[begin Information supplied]

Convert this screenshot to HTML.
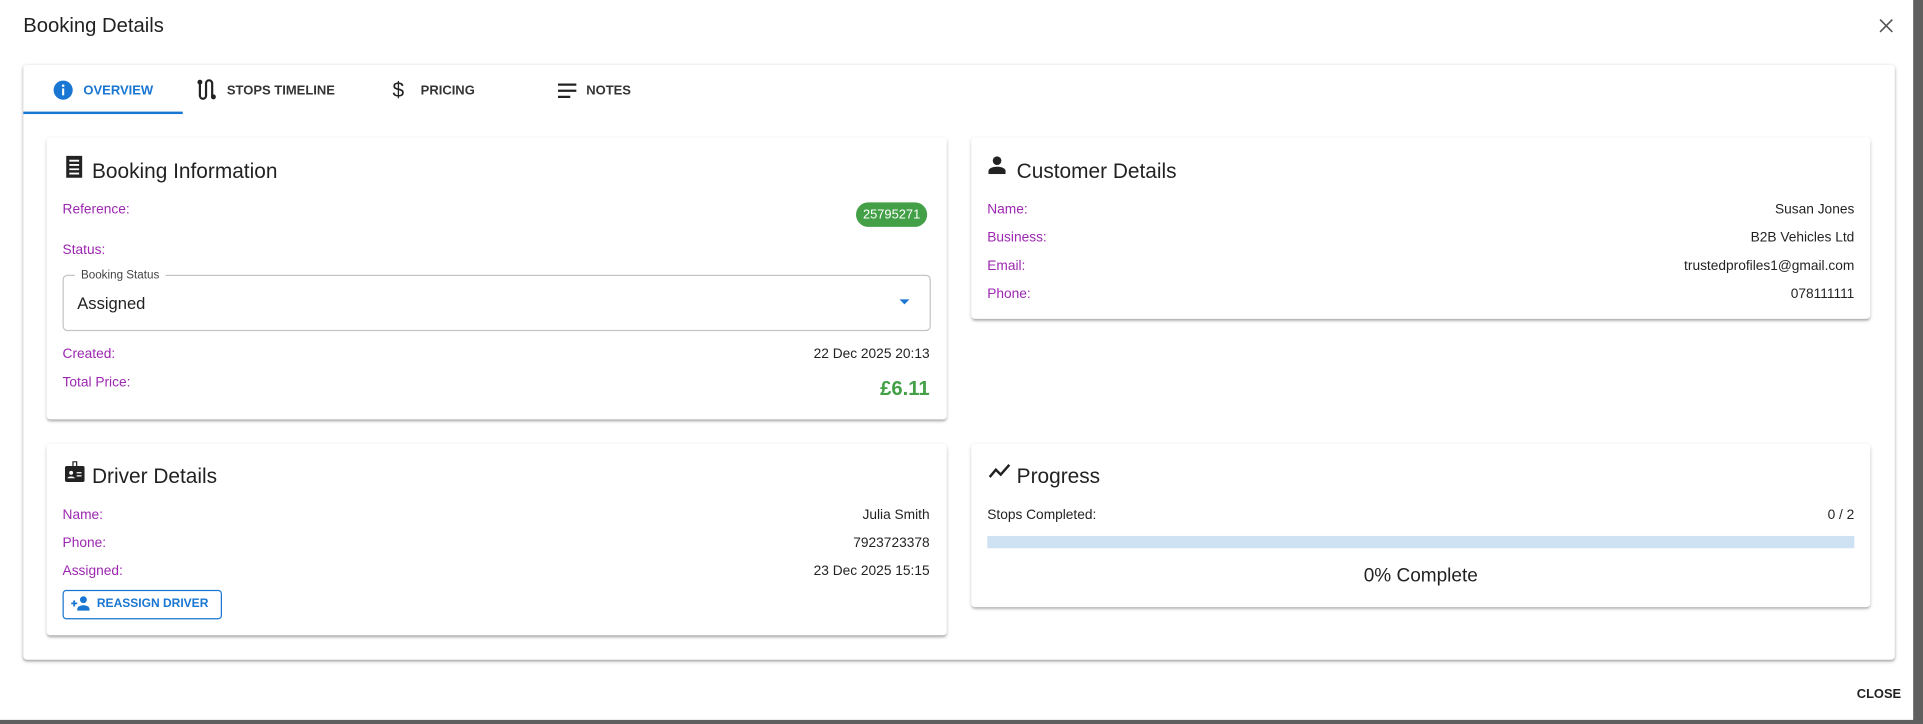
<!DOCTYPE html>
<html><head><meta charset="utf-8"><style>
html,body{margin:0;padding:0;width:1923px;height:723px;overflow:hidden;background:#5f5f5f;font-family:"Liberation Sans",sans-serif;color:rgba(0,0,0,.87)}
#w{position:absolute;left:0;top:0;width:1568px;height:590px;transform:scale(1.2264);transform-origin:0 0}
.dlg{position:absolute;left:0;top:0;width:1560px;height:587px;background:#fff}
.abs{position:absolute}
.title{left:19px;top:12px;font-size:16.5px;font-weight:500}
.paper{left:19px;top:53px;width:1526px;height:485px;background:#fff;box-shadow:0 1px 3px rgba(0,0,0,.25),0 1px 1px rgba(0,0,0,.12);border-radius:3px}
.tab{top:68px;font-size:10.6px;font-weight:bold;color:rgba(0,0,0,.8)}
.card{background:#fff;border-radius:3px;box-shadow:0 2px 2px -1px rgba(0,0,0,.25),0 1px 3px rgba(0,0,0,.15)}
.h{font-size:17px;font-weight:500;color:rgba(0,0,0,.87)}
.lbl{font-size:11.2px;color:#9c27b0}
.val{font-size:11.2px;color:rgba(0,0,0,.87);text-align:right}
</style></head><body><div id="w">
<div class="dlg">
<div class="abs title">Booking Details</div>
<svg class="abs" style="left:1532px;top:15px" width="12" height="12" viewBox="0 0 12 12"><path d="M1 1L11 11M11 1L1 11" stroke="#555" stroke-width="1.3"/></svg>

<div class="abs paper"></div>
<svg class="abs" style="left:43px;top:65px" width="17" height="17" viewBox="0 0 24 24"><circle cx="12" cy="12" r="11" fill="#1976d2"/><rect x="10.8" y="10" width="2.4" height="8" fill="#fff"/><circle cx="12" cy="6.8" r="1.5" fill="#fff"/></svg>
<div class="abs tab" style="left:68px;color:#1976d2">OVERVIEW</div>
<div class="abs" style="left:19px;top:91px;width:130px;height:2px;background:#1976d2"></div>
<svg class="abs" style="left:160px;top:64px" width="17" height="18" viewBox="0 0 17 18"><circle cx="3" cy="3" r="2" fill="#222"/><circle cx="14" cy="15" r="2" fill="#222"/><path d="M3 3V14a2.5 2.5 0 0 0 5 0V4a2.5 2.5 0 0 1 5 0V15" fill="none" stroke="#222" stroke-width="1.8"/></svg>
<div class="abs tab" style="left:185px">STOPS TIMELINE</div>
<div class="abs" style="left:320px;top:64px;font-size:17px;color:#222">$</div>
<div class="abs tab" style="left:343px">PRICING</div>
<svg class="abs" style="left:455px;top:68px" width="15" height="12" viewBox="0 0 15 12"><path d="M0 1H15M0 6H15M0 11H10" stroke="#222" stroke-width="1.8"/></svg>
<div class="abs tab" style="left:478px">NOTES</div>

<div class="abs card" style="left:38px;top:112px;width:734px;height:230px"></div>
<svg class="abs" style="left:53px;top:127px" width="15" height="18" viewBox="0 0 15 18"><rect x="1" y="0" width="13" height="18" fill="#222"/><path d="M3.5 4H11.5M3.5 7.5H11.5M3.5 11H11.5M3.5 14.5H11.5" stroke="#fff" stroke-width="1.5"/></svg>
<div class="abs h" style="left:75px;top:130px">Booking Information</div>
<div class="abs lbl" style="left:51px;top:165px">Reference:</div>
<div class="abs" style="left:698px;top:165px;width:58px;height:20px;border-radius:10px;background:#43a047;color:#fff;font-size:10.5px;line-height:20px;text-align:center">25795271</div>
<div class="abs lbl" style="left:51px;top:198px">Status:</div>
<div class="abs" style="left:51px;top:224px;width:706px;height:44px;border:1px solid #c4c4c4;border-radius:4px"></div>
<div class="abs" style="left:61px;top:219px;padding:0 5px;background:#fff;font-size:9.5px;color:rgba(0,0,0,.75)">Booking Status</div>
<div class="abs" style="left:63px;top:240px;font-size:13.5px">Assigned</div>
<svg class="abs" style="left:733px;top:244px" width="9" height="5" viewBox="0 0 10 6"><path d="M0 0H10L5 5Z" fill="#1976d2"/></svg>
<div class="abs lbl" style="left:51px;top:283px">Created:</div>
<div class="abs val" style="right:802px;top:283px">22 Dec 2025 20:13</div>
<div class="abs lbl" style="left:51px;top:306px">Total Price:</div>
<div class="abs" style="right:802px;top:308px;font-size:16.5px;font-weight:bold;color:#43a047">£6.11</div>

<div class="abs card" style="left:792px;top:112px;width:733px;height:148px"></div>
<svg class="abs" style="left:806px;top:127px" width="14" height="15" viewBox="0 0 14 15"><circle cx="7" cy="4" r="3.5" fill="#222"/><path d="M0 15V12.5C0 10 4 9 7 9S14 10 14 12.5V15Z" fill="#222"/></svg>
<div class="abs h" style="left:829px;top:130px">Customer Details</div>
<div class="abs lbl" style="left:805px;top:165px">Name:</div>
<div class="abs val" style="right:48px;top:165px">Susan Jones</div>
<div class="abs lbl" style="left:805px;top:188px">Business:</div>
<div class="abs val" style="right:48px;top:188px">B2B Vehicles Ltd</div>
<div class="abs lbl" style="left:805px;top:211px">Email:</div>
<div class="abs val" style="right:48px;top:211px">trustedprofiles1@gmail.com</div>
<div class="abs lbl" style="left:805px;top:234px">Phone:</div>
<div class="abs val" style="right:48px;top:234px">078111111</div>

<div class="abs card" style="left:38px;top:362px;width:734px;height:156px"></div>
<svg class="abs" style="left:53px;top:376px" width="16" height="17" viewBox="0 0 16 17"><rect x="0" y="4" width="16" height="13" rx="1.5" fill="#222"/><rect x="6" y="0" width="4" height="6" fill="#222"/><rect x="7" y="1" width="2" height="3" fill="#fff"/><circle cx="5" cy="9.5" r="1.6" fill="#fff"/><path d="M2 14c0-2 6-2 6 0Z" fill="#fff"/><path d="M9.5 9.5H13.5M9.5 12H13.5" stroke="#fff" stroke-width="1"/></svg>
<div class="abs h" style="left:75px;top:379px">Driver Details</div>
<div class="abs lbl" style="left:51px;top:414px">Name:</div>
<div class="abs val" style="right:802px;top:414px">Julia Smith</div>
<div class="abs lbl" style="left:51px;top:437px">Phone:</div>
<div class="abs val" style="right:802px;top:437px">7923723378</div>
<div class="abs lbl" style="left:51px;top:460px">Assigned:</div>
<div class="abs val" style="right:802px;top:460px">23 Dec 2025 15:15</div>
<div class="abs" style="left:51px;top:481px;width:128px;height:22px;border:1px solid #1976d2;border-radius:3px"></div>
<svg class="abs" style="left:58px;top:486px" width="15" height="12" viewBox="0 0 15 12"><path d="M0 6H5M2.5 3.5V8.5" stroke="#1976d2" stroke-width="1.5"/><circle cx="10" cy="3" r="2.8" fill="#1976d2"/><path d="M5 12V10.5C5 8.5 8 7.5 10 7.5S15 8.5 15 10.5V12Z" fill="#1976d2"/></svg>
<div class="abs" style="left:79px;top:487px;font-size:9.8px;font-weight:bold;color:#1976d2">REASSIGN DRIVER</div>

<div class="abs card" style="left:792px;top:362px;width:733px;height:133px"></div>
<svg class="abs" style="left:806px;top:378px" width="18" height="12" viewBox="0 0 18 12"><path d="M1 11L6 5L10 9L17 1" fill="none" stroke="#222" stroke-width="2"/></svg>
<div class="abs h" style="left:829px;top:379px">Progress</div>
<div class="abs" style="left:805px;top:414px;font-size:11.2px">Stops Completed:</div>
<div class="abs val" style="right:48px;top:414px">0 / 2</div>
<div class="abs" style="left:805px;top:437px;width:707px;height:10px;background:#cfe2f3"></div>
<div class="abs" style="left:792px;width:733px;top:461px;text-align:center;font-size:15.5px;font-weight:500">0% Complete</div>

<div class="abs" style="left:1514px;top:560px;font-size:10.5px;font-weight:bold">CLOSE</div>
</div>
</div></body></html>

[end Information supplied]

» **What this task involves**
Set the lines above down again, word for word, from the first through the one containing "1L11 11M11 1L1"; pictures excluded.

» **Exercise output**
Convert this screenshot to HTML.
<!DOCTYPE html>
<html><head><meta charset="utf-8"><style>
html,body{margin:0;padding:0;width:1923px;height:723px;overflow:hidden;background:#5f5f5f;font-family:"Liberation Sans",sans-serif;color:rgba(0,0,0,.87)}
#w{position:absolute;left:0;top:0;width:1568px;height:590px;transform:scale(1.2264);transform-origin:0 0}
.dlg{position:absolute;left:0;top:0;width:1560px;height:587px;background:#fff}
.abs{position:absolute}
.title{left:19px;top:12px;font-size:16.5px;font-weight:500}
.paper{left:19px;top:53px;width:1526px;height:485px;background:#fff;box-shadow:0 1px 3px rgba(0,0,0,.25),0 1px 1px rgba(0,0,0,.12);border-radius:3px}
.tab{top:68px;font-size:10.6px;font-weight:bold;color:rgba(0,0,0,.8)}
.card{background:#fff;border-radius:3px;box-shadow:0 2px 2px -1px rgba(0,0,0,.25),0 1px 3px rgba(0,0,0,.15)}
.h{font-size:17px;font-weight:500;color:rgba(0,0,0,.87)}
.lbl{font-size:11.2px;color:#9c27b0}
.val{font-size:11.2px;color:rgba(0,0,0,.87);text-align:right}
</style></head><body><div id="w">
<div class="dlg">
<div class="abs title">Booking Details</div>
<svg class="abs" style="left:1532px;top:15px" width="12" height="12" viewBox="0 0 12 12"><path d="M1 1L11 11M11 1L1 11" stroke="#555" stroke-width="1.3"/></svg>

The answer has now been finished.